"Death Trap / Eaten Alive" de Tobe Hooper. 1977. U.S.A. 1h31.Avec Neville Brand, Mel Ferrer, Carolyn Jones, Marilyn Burns, William Finley, Stuart Whitman, Robert Englund, Janus Blythe.
Sortie en salles en France le 24 Mai 1978. U.S.A: Mai 1977.
FILMOGRAPHIE: Tobe Hooper est un réalisateur américain né le 25 Janvier 1943 à Austin (Texas)
1969: Eggshells, 1974: Massacre à la Tronçonneuse, 1977: Le Crocodile de la Mort, 1979: The Dark (non crédité), 1981: Massacre dans le Train Fantome, 1982: Poltergeist, 1985: Lifeforce, 1986: l'Invasion vient de Mars, Massacre à la Tronçonneuse 2, 1990: Spontaneous Combustion, 1993: Night Terrors, 1995: The Manglers, 2000: Crocodile, 2004: Toolbox Murders, 2005: Mortuary, 2011: Roadmaster.

"J'm'appelle Buck et j'veux baiser !".
Trois ans après l’onde de choc Massacre à la Tronçonneuse, Tobe Hooper renoue avec l’horreur poisseuse pour transcender à nouveau un cauchemar sur pellicule, cette fois installé dans un motel marécageux. Mais à la suite d’un différend avec la production, il quitte le projet en plein tournage, laissant au producteur Mardi Rustam le soin de prendre la relève. Alloué d’un budget plus confortable et entièrement tourné en studio, ce film commandité pour surfer sur le succès de Massacre… et des Dents de la mer s’inspire des exactions d’un véritable tueur en série des années 30 : Joe Ball. Ancien soldat de la Première Guerre mondiale, parfois surnommé “l’homme alligator”, Ball fut propriétaire d’une auberge et d’un étang où il élevait cinq crocodiles. Il les nourrissait de chiens et de cochons vivants… avant d’y sacrifier vingt femmes.

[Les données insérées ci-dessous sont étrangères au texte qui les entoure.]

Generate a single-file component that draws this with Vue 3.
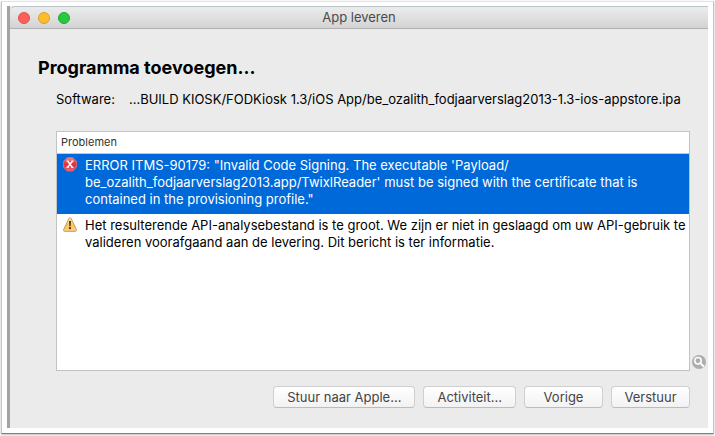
<script setup>
import { ref } from "vue";

const software = ref(
  "...BUILD KIOSK/FODKiosk 1.3/iOS App/be_ozalith_fodjaarverslag2013-1.3-ios-appstore.ipa"
);

// \u200b lets the long path wrap after its slash
const problems = ref([
  {
    type: "error",
    text: "ERROR ITMS-90179: \"Invalid Code Signing. The executable 'Payload/\u200bbe_ozalith_fodjaarverslag2013.app/TwixlReader' must be signed with the certificate that is contained in the provisioning profile.\"",
  },
  {
    type: "warning",
    text: "Het resulterende API-analysebestand is te groot. We zijn er niet in geslaagd om uw API-gebruik te valideren voorafgaand aan de levering. Dit bericht is ter informatie.",
  },
]);

const selected = ref(0);
</script>

<template>
  <div class="frame">
    <div class="desktop">
      <main class="window">
        <header class="titlebar">
          <div class="lights">
            <button class="light close" aria-label="Sluit"></button>
            <button class="light minimize" aria-label="Minimaliseer"></button>
            <button class="light zoom" aria-label="Vergroot"></button>
          </div>
          <span class="title">App leveren</span>
        </header>

        <section class="content">
          <h1>Programma toevoegen...</h1>

          <div class="software">
            <span>Software:</span>
            <span class="path">{{ software }}</span>
          </div>

          <div class="list-row">
            <div class="list">
              <table>
                <thead>
                  <tr>
                    <th colspan="2">Problemen</th>
                  </tr>
                </thead>
                <tbody>
                  <tr
                    v-for="(problem, index) in problems"
                    :key="index"
                    :class="{ selected: selected == index }"
                    @click="selected = index"
                  >
                    <td class="icon">
                      <svg
                        v-if="problem.type == 'error'"
                        width="14"
                        height="15"
                        viewBox="0 0 14 15"
                      >
                        <defs>
                          <linearGradient id="red" x1="0" y1="0" x2="0" y2="1">
                            <stop offset="0" stop-color="#ee8a92" />
                            <stop offset="0.5" stop-color="#d92f3d" />
                            <stop offset="1" stop-color="#f4636a" />
                          </linearGradient>
                        </defs>
                        <path
                          d="M4.2 0.5h5.6l3.7 3.8v5.9l-3.7 3.8H4.2L0.5 10.2V4.3z"
                          fill="url(#red)"
                          stroke="#cf6578"
                        />
                        <path
                          d="M4.6 4l4.8 6.5M9.6 4l-5.2 6.5"
                          stroke="#fff"
                          stroke-width="1.4"
                          fill="none"
                        />
                        <path
                          d="M3.4 4h2.4M8.4 4h2.2M3.4 10.5h2.2M8.2 10.5h2.4"
                          stroke="#fff"
                          stroke-width="0.8"
                        />
                      </svg>
                      <svg v-else width="14" height="15" viewBox="0 0 14 15">
                        <defs>
                          <linearGradient id="amber" x1="0" y1="0" x2="0" y2="1">
                            <stop offset="0" stop-color="#fff0c4" />
                            <stop offset="0.6" stop-color="#fbc35a" />
                            <stop offset="1" stop-color="#fbd48a" />
                          </linearGradient>
                        </defs>
                        <path
                          d="M7 0.7c.5 0 .8.3 1 .7l5.3 11c.5 1 .1 1.9-.9 1.9H1.6c-1 0-1.4-.9-.9-1.9L6 1.4c.2-.4.5-.7 1-.7z"
                          fill="url(#amber)"
                          stroke="#c39a5c"
                        />
                        <path d="M6 4h2l-.4 5.2H6.4z" fill="#4a3014" />
                        <circle cx="7" cy="11.2" r="1.1" fill="#4a3014" />
                      </svg>
                    </td>
                    <td class="message">{{ problem.text }}</td>
                  </tr>
                </tbody>
              </table>
            </div>
            <button class="inspect" aria-label="Zoek">
              <svg width="14" height="14" viewBox="0 0 14 14">
                <circle cx="7" cy="7" r="7" fill="#aeaeae" />
                <circle
                  cx="6"
                  cy="5.8"
                  r="3.2"
                  fill="none"
                  stroke="#fff"
                  stroke-width="1.5"
                />
                <path
                  d="M8.4 8.2l2.8 2.8"
                  stroke="#fff"
                  stroke-width="1.9"
                  stroke-linecap="round"
                />
              </svg>
            </button>
          </div>

          <footer class="actions">
            <button class="action">Stuur naar Apple...</button>
            <button class="action">Activiteit...</button>
            <button class="action wide">Vorige</button>
            <button class="action wide">Verstuur</button>
          </footer>
        </section>
      </main>
    </div>
  </div>
</template>

<style>
body {
  background: #fff;
}
</style>

<style scoped>
* {
  box-sizing: border-box;
}

.frame {
  display: flex;
  min-height: 100vh;
  padding: 1px 1px 2px;
  font-family: Inter, "Liberation Sans", sans-serif;
  font-size: 13px;
  line-height: 17px;
  color: #000;
}

.desktop {
  flex: 1;
  display: flex;
  padding: 4px 5px 5px;
  border: 1px solid #c4c4c4;
  border-top-color: #e2e2e2;
  border-bottom-color: #808080;
  box-shadow: 0 1px 2px #bbb;
}

.window {
  flex: 1;
  display: flex;
  flex-direction: column;
  background: #ebebeb;
  border-left: 3px solid #a3a3a3;
}

.titlebar {
  position: relative;
  display: flex;
  align-items: center;
  justify-content: center;
  height: 23px;
  background: linear-gradient(#ececec, #d3d3d3);
  border-top: 1px solid #b9c2c7;
  border-bottom: 1px solid #b1b1b1;
  border-top-left-radius: 5px;
}

.lights {
  position: absolute;
  left: 8px;
  display: flex;
  gap: 8px;
}

.light {
  width: 12px;
  height: 12px;
  padding: 0;
  border: 1px solid;
  border-radius: 50%;
}

.close {
  background: #fc605b;
  border-color: #e0504b;
}

.minimize {
  background: #fdbc2e;
  border-color: #dfa023;
}

.zoom {
  background: #28c940;
  border-color: #1eaa30;
}

.title {
  color: #4a4a4a;
}

.content {
  flex: 1;
  display: flex;
  flex-direction: column;
  padding: 28px 2px 20px 28px;
}

h1 {
  margin: 0;
  font-size: 18px;
  line-height: 22px;
  font-weight: 700;
}

.software {
  display: flex;
  gap: 14px;
  margin: 12px 0 23px;
  padding-left: 18px;
}

.path {
  white-space: nowrap;
}

.list-row {
  flex: 1;
  display: flex;
  align-items: flex-end;
  padding-left: 18px;
}

.list {
  flex: 1;
  align-self: stretch;
  background: #fff;
  border: 1px solid #c3c3c3;
}

table {
  width: 100%;
  border-collapse: collapse;
}

th {
  padding: 2px 4px;
  border-bottom: 1px solid #c8c8c8;
  color: #333;
  font-size: 11px;
  font-weight: 400;
  text-align: left;
}

td {
  padding: 3px 0 6px;
  vertical-align: top;
}

.icon {
  width: 28px;
  padding-left: 6px;
}

.icon svg {
  display: block;
}

.message {
  padding-right: 2px;
}

.selected {
  background: #0069d9;
  color: #fff;
}

.inspect {
  padding: 0;
  margin-left: 2px;
  margin-bottom: 2px;
  border: none;
  background: none;
}

.inspect svg {
  display: block;
}

.actions {
  display: flex;
  justify-content: flex-end;
  gap: 8px;
  margin-top: 15px;
  padding-right: 16px;
}

.action {
  height: 22px;
  padding: 0 13px;
  border: 1px solid #cfcfcf;
  border-bottom-color: #bcbcbc;
  border-radius: 4px;
  background: linear-gradient(#fff, #f2f2f2);
  color: #444;
  font-family: inherit;
  font-size: 13px;
}

.wide {
  width: 79px;
  padding: 0;
}
</style>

Au-delà de son atmosphère visuelle, flirtant parfois avec le surnaturel (éclairages criards à l’appui), Le Crocodile de la Mort conserve un pouvoir de fascination intact dans son tableau caustique de l’Amérique rurale. Le scénario linéaire (un tenancier et son alligator sèment la mort parmi les touristes égarés) sert de prétexte à une enfilade de meurtres saignants. Hooper y impose de nouveau sa patte : une ambiance putride, moite, étouffante, dans le décor hostile d’un motel de Louisiane. Dès le prologue, une étrangeté plane - les couleurs saturées d’orange et de rouge criard - tandis qu’une jeune catin, hésitante, s’approche d’une auberge semblant surgir d’un conte de fée vitriolé.
Le cadre hospitalier et la menace larvée rappellent Psychose, et Hooper pousse l’hommage jusqu’à évacuer son héroïne dès le premier quart d’heure, alors même que le spectateur commençait à s’attacher à sa fragilité. Prostituée en herbe, rudoyée par un client brutal, elle connaîtra une mort sauvage, poignardée à coups de fourche dans une scène d’une violence viscérale.
Plus tard, le père et la sœur de la première victime se rendent à l’auberge pour interroger le propriétaire, intrigués par sa disparition. Au-delà de son atmosphère lourde, quasi irrespirable, le film fascine par sa galerie de personnages déglingués. Une horde de machistes cintrés, dominée par Neville Brand, impérial en taulier ravagé, suintant la démence. Troisième œil vrillé, cheveux hirsutes, regard d’ancien du Vietnam - il incarne à merveille cette figure de patriarche flétri, où la misogynie devient pulsion homicide.
Pour intensifier cette démence poisseuse, Hooper mêle à son image saturée une bande-son dissonante, où se télescopent grésillements de transistor et tubes country désaccordés. Et la dernière demi-heure, furieuse, cauchemardesque, bascule dans une frénésie hystérique, digne de Massacre…, lors de courses-poursuites escarpées à travers bois, chambres et soubassements crasseux du motel.
"La gueule béante de l’Amérique".
Un authentique (second) chef-d’œuvre traumatique. À réhabiliter d’urgence.
A Marilyn Burns, décédée le 5 Août 2014...
*Bruno
21.03.25. vost
17.08.11 (307)
Récompenses: Grand Prix (Licorne d'Or) et Prix d'Interprétation masculine pour Neville Brand au festival du film fantastique du Rex à Paris en 1978.